Un peu à gauche de cette main qui maintenant nous laisse interrogateurs, nous allons encore trouver un indice supplémentaire qui peut renforcer nos suppositions. Il se présente sous la forme d'un ombrage hypothétique sur ce même tissu. Car en réalité rien ne justifie une pareille forme. J'y vois la représentation parfaite d'un limaçon !







A priori, il nous faudrait en rigoler ou croire que décidément je prends mes fantasmes pour réalités (2). Pourtant, l'érudit et mystérieux Grasset d'Orcet nous apprend (3) que le hiéroglyphe spécial des maçons était le limaçon, ce qui les avait fait nommer Coquillon ou gens de coquilles, coquillards ou encore caquerolles du nom bourguignon du limaçon.
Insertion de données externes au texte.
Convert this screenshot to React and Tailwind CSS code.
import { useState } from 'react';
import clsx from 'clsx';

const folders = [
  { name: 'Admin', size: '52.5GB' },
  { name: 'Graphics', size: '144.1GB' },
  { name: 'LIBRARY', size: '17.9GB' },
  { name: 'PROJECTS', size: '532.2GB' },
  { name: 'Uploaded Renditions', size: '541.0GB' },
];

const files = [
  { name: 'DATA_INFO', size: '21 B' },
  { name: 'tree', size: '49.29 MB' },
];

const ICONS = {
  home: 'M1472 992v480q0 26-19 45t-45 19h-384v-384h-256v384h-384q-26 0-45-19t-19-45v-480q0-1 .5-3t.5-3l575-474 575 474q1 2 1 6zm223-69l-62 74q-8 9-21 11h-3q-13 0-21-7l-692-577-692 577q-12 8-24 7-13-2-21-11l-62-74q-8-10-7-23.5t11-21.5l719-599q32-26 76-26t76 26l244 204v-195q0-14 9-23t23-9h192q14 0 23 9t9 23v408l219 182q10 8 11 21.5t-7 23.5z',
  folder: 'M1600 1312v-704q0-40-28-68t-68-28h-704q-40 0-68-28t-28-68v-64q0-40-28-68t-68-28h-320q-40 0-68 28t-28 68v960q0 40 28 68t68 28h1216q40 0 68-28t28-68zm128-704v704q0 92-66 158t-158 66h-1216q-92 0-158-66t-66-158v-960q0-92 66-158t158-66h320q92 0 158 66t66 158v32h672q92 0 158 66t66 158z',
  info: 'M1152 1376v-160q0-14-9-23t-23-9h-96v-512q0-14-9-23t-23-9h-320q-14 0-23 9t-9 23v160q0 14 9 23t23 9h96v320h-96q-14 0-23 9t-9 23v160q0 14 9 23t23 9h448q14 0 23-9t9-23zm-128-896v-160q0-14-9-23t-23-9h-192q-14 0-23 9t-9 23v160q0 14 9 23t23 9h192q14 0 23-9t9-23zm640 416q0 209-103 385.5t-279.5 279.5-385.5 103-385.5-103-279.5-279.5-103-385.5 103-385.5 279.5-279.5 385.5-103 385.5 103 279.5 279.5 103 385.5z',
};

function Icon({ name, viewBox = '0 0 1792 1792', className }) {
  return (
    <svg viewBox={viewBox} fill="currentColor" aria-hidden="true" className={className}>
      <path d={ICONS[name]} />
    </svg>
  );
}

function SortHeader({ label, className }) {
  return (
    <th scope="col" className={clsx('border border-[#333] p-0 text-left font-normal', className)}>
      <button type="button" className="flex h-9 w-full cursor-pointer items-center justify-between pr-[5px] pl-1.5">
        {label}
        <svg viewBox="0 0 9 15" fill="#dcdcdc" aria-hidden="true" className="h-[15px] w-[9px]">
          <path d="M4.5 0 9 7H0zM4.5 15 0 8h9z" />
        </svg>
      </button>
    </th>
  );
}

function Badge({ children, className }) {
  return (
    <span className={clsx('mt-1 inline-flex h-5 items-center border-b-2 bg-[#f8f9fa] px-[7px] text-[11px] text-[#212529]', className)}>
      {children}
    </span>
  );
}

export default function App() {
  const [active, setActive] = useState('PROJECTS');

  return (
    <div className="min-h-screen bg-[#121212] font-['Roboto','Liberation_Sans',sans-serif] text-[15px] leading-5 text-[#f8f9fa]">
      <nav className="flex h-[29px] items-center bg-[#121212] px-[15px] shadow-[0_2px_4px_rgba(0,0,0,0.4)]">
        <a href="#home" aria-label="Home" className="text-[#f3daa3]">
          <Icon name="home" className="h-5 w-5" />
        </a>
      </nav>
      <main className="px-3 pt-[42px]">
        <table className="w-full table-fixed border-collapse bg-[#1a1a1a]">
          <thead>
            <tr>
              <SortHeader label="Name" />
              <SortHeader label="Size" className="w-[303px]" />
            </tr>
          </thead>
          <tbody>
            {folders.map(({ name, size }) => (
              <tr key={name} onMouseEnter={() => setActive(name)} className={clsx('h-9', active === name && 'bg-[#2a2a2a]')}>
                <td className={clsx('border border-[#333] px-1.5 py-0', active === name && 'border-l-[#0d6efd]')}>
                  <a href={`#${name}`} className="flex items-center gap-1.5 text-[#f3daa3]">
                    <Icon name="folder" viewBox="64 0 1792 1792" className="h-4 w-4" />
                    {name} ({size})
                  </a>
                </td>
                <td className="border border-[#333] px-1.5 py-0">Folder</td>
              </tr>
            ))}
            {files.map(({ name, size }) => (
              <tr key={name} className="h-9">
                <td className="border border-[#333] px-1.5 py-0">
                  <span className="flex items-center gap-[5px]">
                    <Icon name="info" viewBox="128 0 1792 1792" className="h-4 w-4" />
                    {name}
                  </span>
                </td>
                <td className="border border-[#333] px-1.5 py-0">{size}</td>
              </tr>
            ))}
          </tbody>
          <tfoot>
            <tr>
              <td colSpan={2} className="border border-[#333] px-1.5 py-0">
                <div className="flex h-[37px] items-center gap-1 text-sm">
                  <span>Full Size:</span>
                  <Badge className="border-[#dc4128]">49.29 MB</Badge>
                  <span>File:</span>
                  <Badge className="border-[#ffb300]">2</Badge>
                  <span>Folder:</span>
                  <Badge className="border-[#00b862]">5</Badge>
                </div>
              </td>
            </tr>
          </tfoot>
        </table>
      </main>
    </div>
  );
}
Il semblerait surtout que par altération les freemasons anglais ou libres maçons en français soient devenus des limaçons !

Peut-on comprendre cette forme autrement ?
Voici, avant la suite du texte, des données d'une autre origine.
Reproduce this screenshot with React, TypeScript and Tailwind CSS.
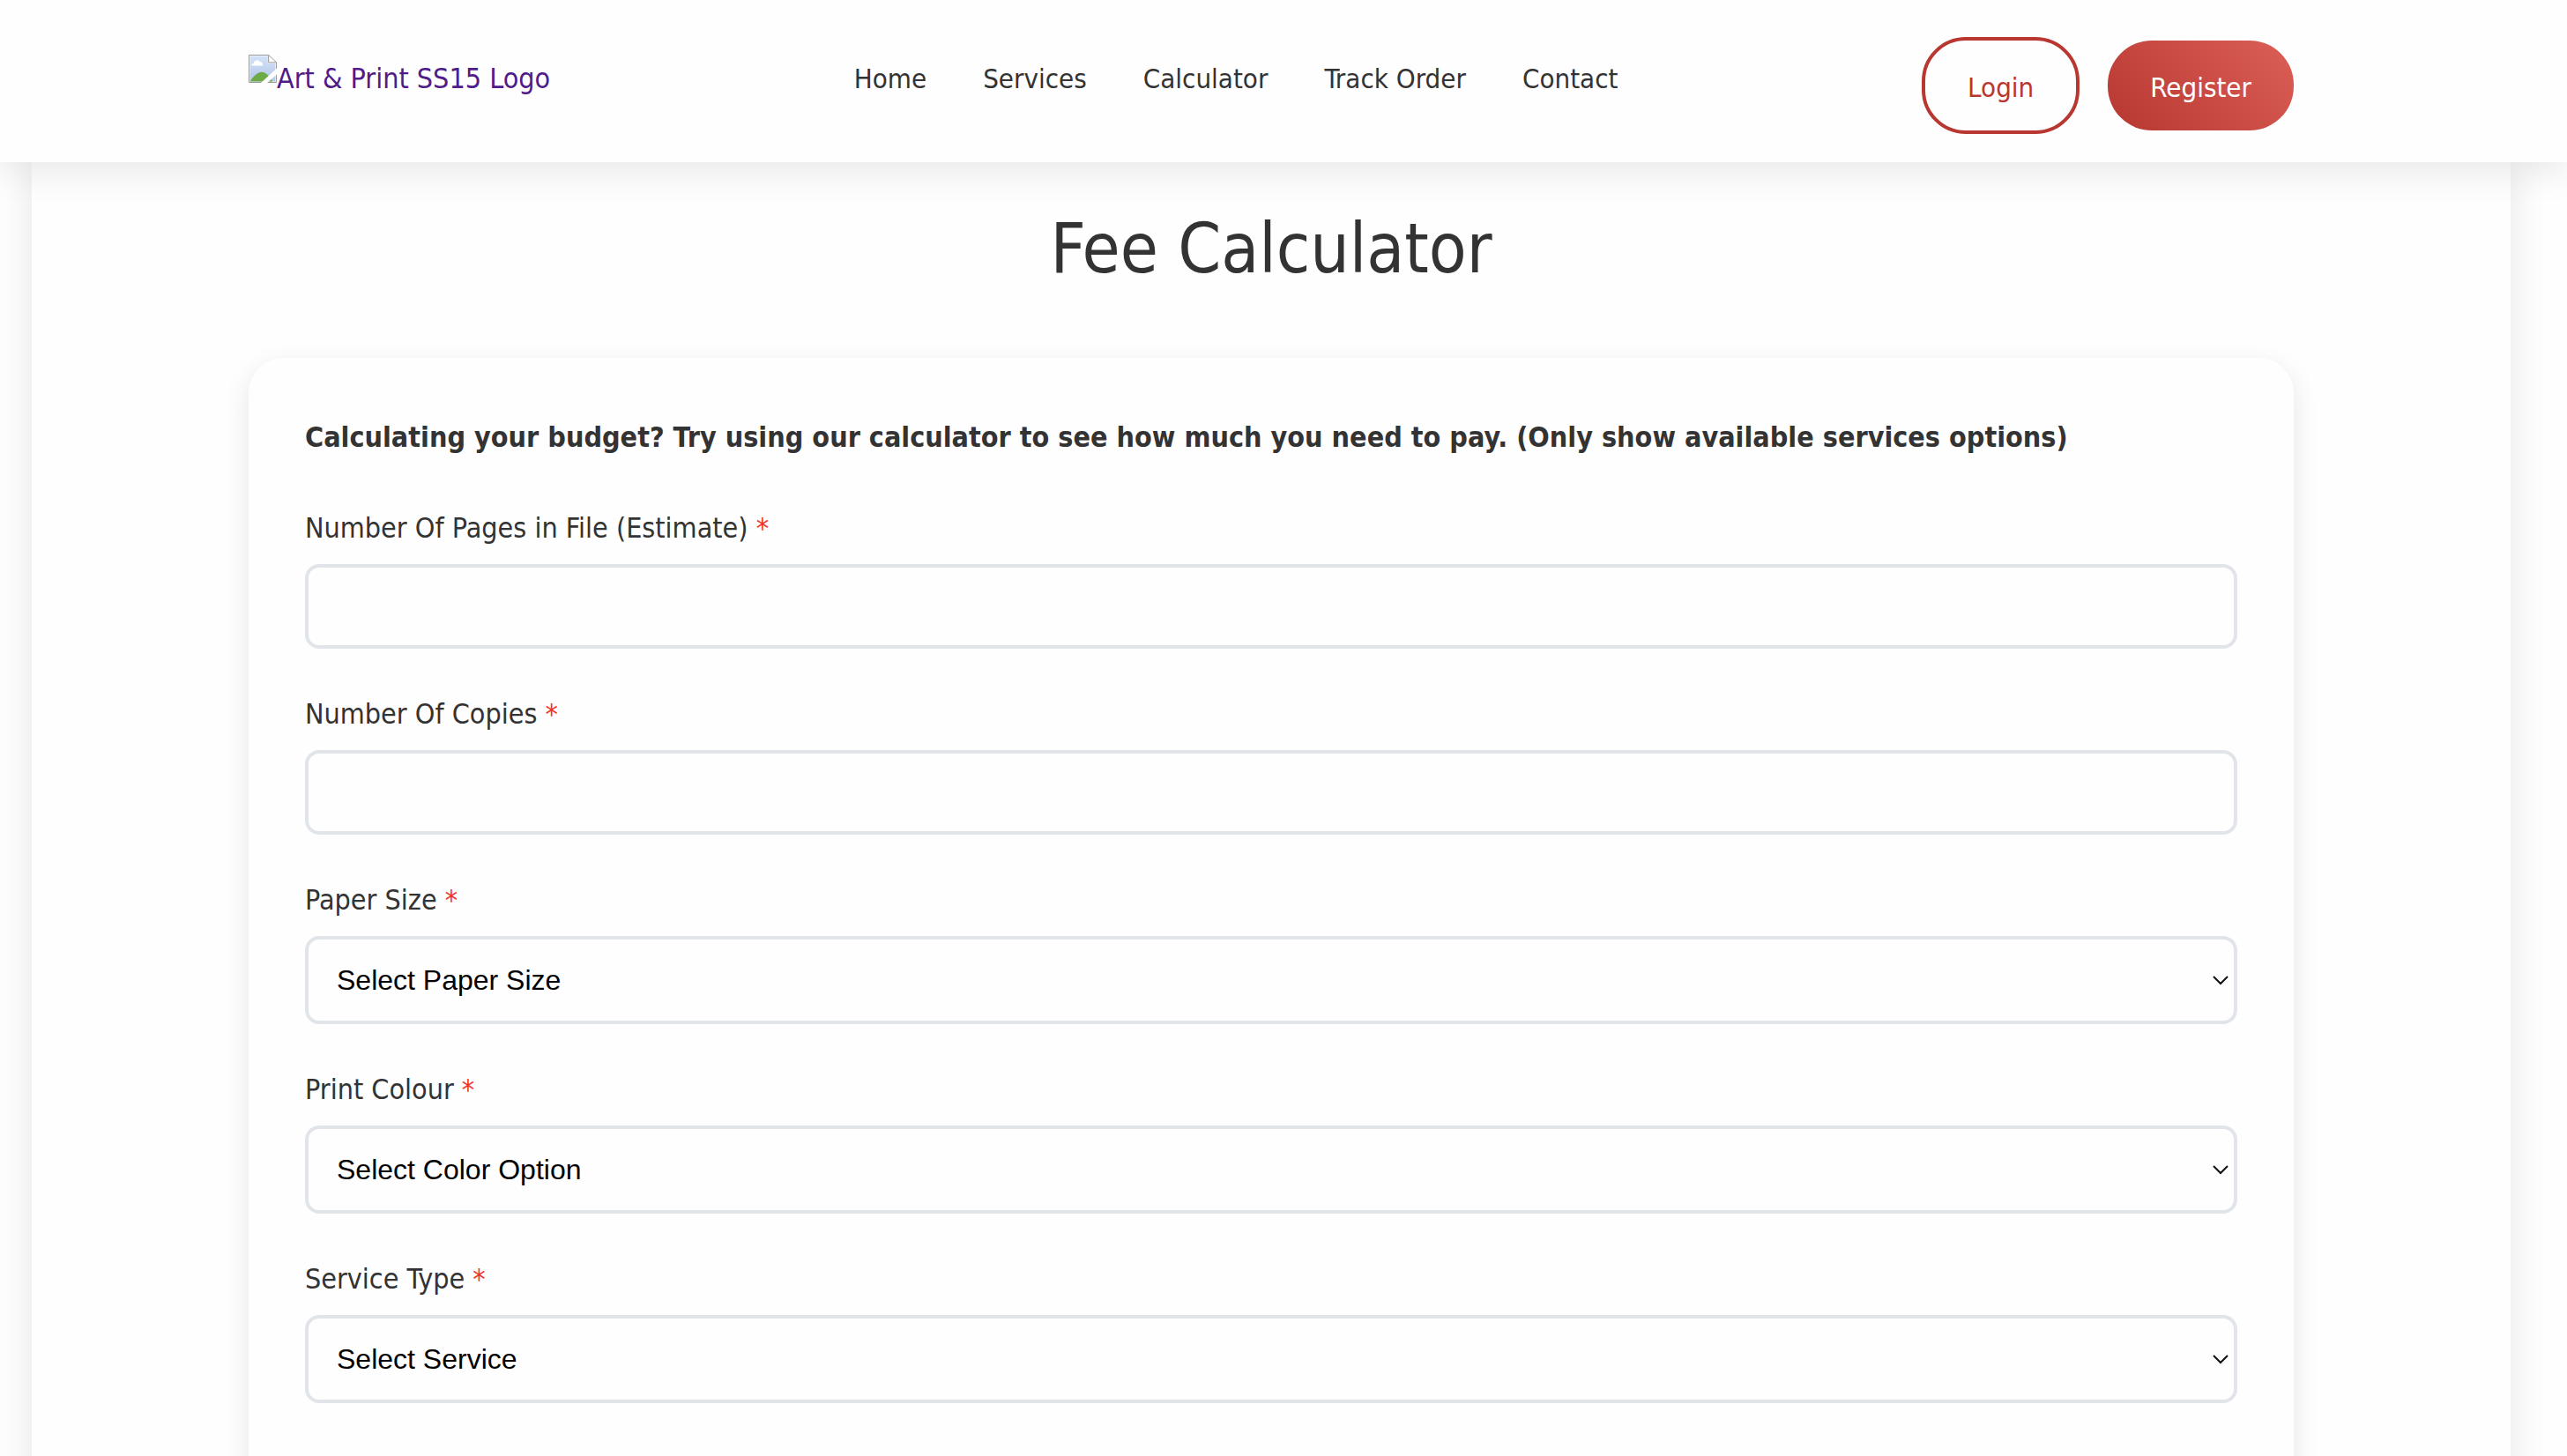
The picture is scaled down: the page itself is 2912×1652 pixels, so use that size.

Cet ensemble de signes en conjonction de sens suffit-il à penser que le personnage de Marie-Madeleine puisse avoir été récupéré ? (4)

Christian Attard





Notes et sources :

(1) Mémoires du cardinal de Bernis, préface de Jean-Marie Rouart, notes de Philippe Bonnet, Paris, Mercure de France, 1986, (Collection : "Le temps retrouvé")
(2) Voir ce site Franc-maçon qui reprend mes recherches en ce domaine avec une douce ironie. Les dictionnaires de symboles maçonniques n'ont pas encore intégré le limaçon de leurs initiateurs maçons et compagnons mais cela viendra ...
(3) Matériaux Cryptographiques - Tome 1, Grasset d'Orcet, éd. Les Trois R, 1983
(4) Voir sur ma page consacrée à un tableau bien étrange sur St Vincent Depaul et aussi sur celle concernant la légende de St Aprodise de Béziers, la récurrence du même signe.